“Beyond Awesome”: Michael Knox Receives 2011 Distinguished Teacher Award
If course evaluations were an extreme sport, those written for Michael Knox, an industry associate professor at NYU-Polytechnic’s Department of Electrical and Computer Engineering (ECE), would rank up there with the most thrilling. “Excellent professor,” “perfect class” and “beyond awesome” are just some of the comments Knox’s students offered after a semester of his instruction.
And the professor’s courses aren’t easy. His evaluations regularly acknowledge the rigor his classes demand—“your courses are always tough,” wrote one student; “The tests were hard and the labs were long,” wrote another. But, in the end, students applaud his instruction, and their praise reveals why Knox is the recipient of this year’s Distinguished Teacher Award.
“It was such an honor,” Knox said about receiving the Jacobs Excellence in Education Award, which comes with a $10,000 cash prize and was established by Dr. Joseph J. Jacobs. Demonstrating the care for which he’s known, Knox underscores the importance of hearing from his students. “It’s that constant feedback that helps you improve [as an instructor],” he says. “Next semester is what’s in the back of your mind.”

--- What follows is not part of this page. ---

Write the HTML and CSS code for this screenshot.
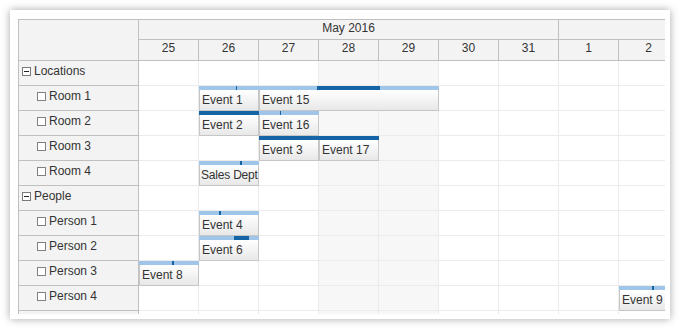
FILE: index.html
```html
<!DOCTYPE html>
<html>
<head>
<meta charset="utf-8">
<link rel="stylesheet" href="styles.css">
</head>
<body>
<div class="panel">
  <div class="scheduler">
    <div class="rowheaders">
      <div class="corner"></div>
      <div class="rh"><span class="expander"></span><span>Locations</span></div>
      <div class="rh child"><span class="chk"></span><span>Room 1</span></div>
      <div class="rh child"><span class="chk"></span><span>Room 2</span></div>
      <div class="rh child"><span class="chk"></span><span>Room 3</span></div>
      <div class="rh child"><span class="chk"></span><span>Room 4</span></div>
      <div class="rh"><span class="expander"></span><span>People</span></div>
      <div class="rh child"><span class="chk"></span><span>Person 1</span></div>
      <div class="rh child"><span class="chk"></span><span>Person 2</span></div>
      <div class="rh child"><span class="chk"></span><span>Person 3</span></div>
      <div class="rh child"><span class="chk"></span><span>Person 4</span></div>
      <div class="rh"></div>
    </div>
    <div class="main">
      <div class="months">
        <div class="month may">May 2016</div>
        <div class="month june"></div>
      </div>
      <div class="days">
        <div class="day">25</div><div class="day">26</div><div class="day">27</div><div class="day">28</div><div class="day">29</div><div class="day">30</div><div class="day">31</div><div class="day">1</div><div class="day">2</div>
      </div>

      <div class="row">
        <div class="cell"></div><div class="cell"></div><div class="cell"></div><div class="cell we"></div><div class="cell we"></div><div class="cell"></div><div class="cell"></div><div class="cell"></div><div class="cell"></div>
      </div>

      <div class="row">
        <div class="cell"></div><div class="cell"></div><div class="cell"></div><div class="cell we"></div><div class="cell we"></div><div class="cell"></div><div class="cell"></div><div class="cell"></div><div class="cell"></div>
        <div class="ev span1" style="left:60px"><div class="bar"><div class="fill" style="left:37px;width:1px"></div></div><div class="body">Event 1</div></div>
        <div class="ev span3" style="left:120px"><div class="bar"><div class="fill" style="left:58px;width:63px"></div></div><div class="body">Event 15</div></div>
      </div>

      <div class="row">
        <div class="cell"></div><div class="cell"></div><div class="cell"></div><div class="cell we"></div><div class="cell we"></div><div class="cell"></div><div class="cell"></div><div class="cell"></div><div class="cell"></div>
        <div class="ev span1" style="left:60px"><div class="bar"><div class="fill" style="left:0;width:60px"></div></div><div class="body">Event 2</div></div>
        <div class="ev span1" style="left:120px"><div class="bar"><div class="fill" style="left:21px;width:1px"></div></div><div class="body">Event 16</div></div>
      </div>

      <div class="row">
        <div class="cell"></div><div class="cell"></div><div class="cell"></div><div class="cell we"></div><div class="cell we"></div><div class="cell"></div><div class="cell"></div><div class="cell"></div><div class="cell"></div>
        <div class="ev span1" style="left:120px"><div class="bar"><div class="fill" style="left:0;width:60px"></div></div><div class="body">Event 3</div></div>
        <div class="ev span1" style="left:180px"><div class="bar"><div class="fill" style="left:0;width:60px"></div></div><div class="body">Event 17</div></div>
      </div>

      <div class="row">
        <div class="cell"></div><div class="cell"></div><div class="cell"></div><div class="cell we"></div><div class="cell we"></div><div class="cell"></div><div class="cell"></div><div class="cell"></div><div class="cell"></div>
        <div class="ev span1" style="left:60px"><div class="bar"><div class="fill" style="left:41px;width:2px"></div></div><div class="body tight">Sales Dept</div></div>
      </div>

      <div class="row">
        <div class="cell"></div><div class="cell"></div><div class="cell"></div><div class="cell we"></div><div class="cell we"></div><div class="cell"></div><div class="cell"></div><div class="cell"></div><div class="cell"></div>
      </div>

      <div class="row">
        <div class="cell"></div><div class="cell"></div><div class="cell"></div><div class="cell we"></div><div class="cell we"></div><div class="cell"></div><div class="cell"></div><div class="cell"></div><div class="cell"></div>
        <div class="ev span1" style="left:60px"><div class="bar"><div class="fill" style="left:20px;width:2px"></div></div><div class="body">Event 4</div></div>
      </div>

      <div class="row">
        <div class="cell"></div><div class="cell"></div><div class="cell"></div><div class="cell we"></div><div class="cell we"></div><div class="cell"></div><div class="cell"></div><div class="cell"></div><div class="cell"></div>
        <div class="ev span1" style="left:60px"><div class="bar"><div class="fill" style="left:35px;width:15px"></div></div><div class="body">Event 6</div></div>
      </div>

      <div class="row">
        <div class="cell"></div><div class="cell"></div><div class="cell"></div><div class="cell we"></div><div class="cell we"></div><div class="cell"></div><div class="cell"></div><div class="cell"></div><div class="cell"></div>
        <div class="ev span1" style="left:0"><div class="bar"><div class="fill" style="left:33px;width:2px"></div></div><div class="body">Event 8</div></div>
      </div>

      <div class="row">
        <div class="cell"></div><div class="cell"></div><div class="cell"></div><div class="cell we"></div><div class="cell we"></div><div class="cell"></div><div class="cell"></div><div class="cell"></div><div class="cell"></div>
        <div class="ev span1 last" style="left:480px"><div class="bar"><div class="fill" style="left:33px;width:2px"></div></div><div class="body">Event 9</div></div>
      </div>

      <div class="row">
        <div class="cell"></div><div class="cell"></div><div class="cell"></div><div class="cell we"></div><div class="cell we"></div><div class="cell"></div><div class="cell"></div><div class="cell"></div><div class="cell"></div>
      </div>
    </div>
  </div>
</div>
</body>
</html>
```
FILE: styles.css
```css
html, body {
  margin: 0;
  padding: 0;
  background: #ffffff;
}

body {
  font-family: "Liberation Sans", Arial, sans-serif;
  font-size: 12px;
  color: #333333;
}

.panel {
  margin: 10px;
  width: 660px;
  height: 309px;
  box-sizing: border-box;
  padding: 9px 5px 0 8px;
  background: #ffffff;
  box-shadow: 0 0 8px rgba(0, 0, 0, 0.35);
}

.scheduler {
  display: flex;
  width: 647px;
  height: 295px;
  box-sizing: border-box;
  overflow: hidden;
  border-top: 1px solid #c0c0c0;
  border-left: 1px solid #c0c0c0;
}

.rowheaders {
  flex: none;
  width: 120px;
  box-sizing: border-box;
  border-right: 1px solid #c0c0c0;
  background: #f3f3f3;
}

.corner {
  height: 41px;
  box-sizing: border-box;
  border-bottom: 1px solid #c0c0c0;
}

.rh {
  display: flex;
  align-items: flex-start;
  height: 25px;
  box-sizing: border-box;
  border-bottom: 1px solid #c0c0c0;
  padding: 3px 0 0 3px;
  line-height: 14px;
  white-space: nowrap;
}

.rh.child {
  padding-left: 18px;
}

.expander {
  flex: none;
  display: flex;
  align-items: center;
  justify-content: center;
  width: 9px;
  height: 9px;
  box-sizing: border-box;
  margin: 3px 3px 0 0;
  border: 1px solid #7a7a7a;
  background: #ffffff;
}

.expander::before {
  content: "";
  width: 5px;
  height: 1px;
  background: #222222;
}

.chk {
  flex: none;
  width: 9px;
  height: 9px;
  box-sizing: border-box;
  margin: 3px 3px 0 0;
  border: 1px solid #808080;
  background: #ffffff;
}

.main {
  flex: 1;
  min-width: 0;
  overflow: hidden;
}

.months,
.days {
  display: flex;
  background: #f3f3f3;
  box-sizing: border-box;
  border-bottom: 1px solid #c0c0c0;
}

.months {
  height: 20px;
}

.days {
  height: 21px;
}

.month {
  flex: none;
  box-sizing: border-box;
  border-right: 1px solid #c0c0c0;
  text-align: center;
  padding-top: 1px;
  line-height: 14px;
}

.month.may {
  width: 420px;
}

.month.june {
  width: 120px;
}

.day {
  flex: none;
  width: 60px;
  box-sizing: border-box;
  border-right: 1px solid #c0c0c0;
  text-align: center;
  padding-top: 1px;
  line-height: 14px;
}

.row {
  position: relative;
  display: flex;
  height: 25px;
}

.cell {
  flex: none;
  width: 60px;
  height: 25px;
  box-sizing: border-box;
  border-right: 1px solid #ebebeb;
  border-bottom: 1px solid #ebebeb;
  background: #ffffff;
}

.cell.we {
  background: #f7f7f7;
}

.ev {
  position: absolute;
  top: 0;
  height: 25px;
  display: flex;
  flex-direction: column;
}

.ev.span1 {
  width: 60px;
}

.ev.span1.last {
  width: 46px;
}

.ev.span3 {
  width: 180px;
}

.bar {
  position: relative;
  flex: none;
  height: 4px;
  background: #9fc6e8;
}

.fill {
  position: absolute;
  top: 0;
  bottom: 0;
  background: #1565a6;
}

.body {
  flex: 1;
  box-sizing: border-box;
  border: 1px solid #c6c6c6;
  border-top: none;
  background: linear-gradient(to bottom, #ffffff, #e8e8e8);
  padding: 3px 0 0 2px;
  line-height: 14px;
  white-space: nowrap;
  overflow: hidden;
  color: #333333;
}

.ev.last .body {
  border-right: none;
}

.body.tight {
  padding-left: 1px;
  letter-spacing: -0.2px;
}
```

That dedication to enriching the classroom experience has a tangible counterpart as well. In his nominating letter to the awarding committee, Jonathan Chao, head of the ECE department, noted his colleague’s efforts “to improve the quality and operation of our teaching and research laboratories.” Knox continues to enhance the capability in his wireless lab with the recent addition of two software radio platforms and a Satimo Starlab antenna test system using funds from a recent $600,000 grant awarded by the National Science Foundation. He also secured equipment donations from InterDigital Corporation and other donors for software tools that help NYU-Poly students create design projects attractive to future employers.
“I just landed a job as a test engineer at BGA Technology,” Srinivas Sridhar ’10, BS Electrical Engineering, wrote in the nominating letter. “Getting this job had a lot to do with my senior design project. Thank you for teaching me everything that I need to know.”
A cherished advisor to his students, Knox has his own mentors at NYU-Poly: Frank Cassara, director of NYU-Poly’s Long Island campus, and Peter Voltz, an associate professor in the ECE department. Now colleagues of his, the two once taught Knox, who received his Bachelor’s, Master’s and Doctoral degrees from the Institute. Describing them as role models, Knox says they offered guidance when he first began teaching as an adjunct faculty member at NYU-Poly in 1996. He became an industry professor in 2006 after stints at Lockheed Martin, Agilent Technologies and Symbol Technologies and also starting several companies of his own. Knox believes his long tenure at the Institute as both a student and instructor has contributed greatly to his success.
“As an alumni of Poly, I remember where the students are at, having gone through the system myself,” Knox says. “I’m able to give anecdotes from my own experiences to the students.”
He offered one at the commencement ceremonies in May. Addressing the graduates, Knox described how, on his first day working as a young engineer, he saw a sign that divided the world into three types of people: those who make things happen, those who watch things happen and those who say, “What happened?” Receiving loud cheers, he told his audience, “The fact that you’re here today says you’re the ones that make things happen.” The same could be said of Dr. Michael Knox.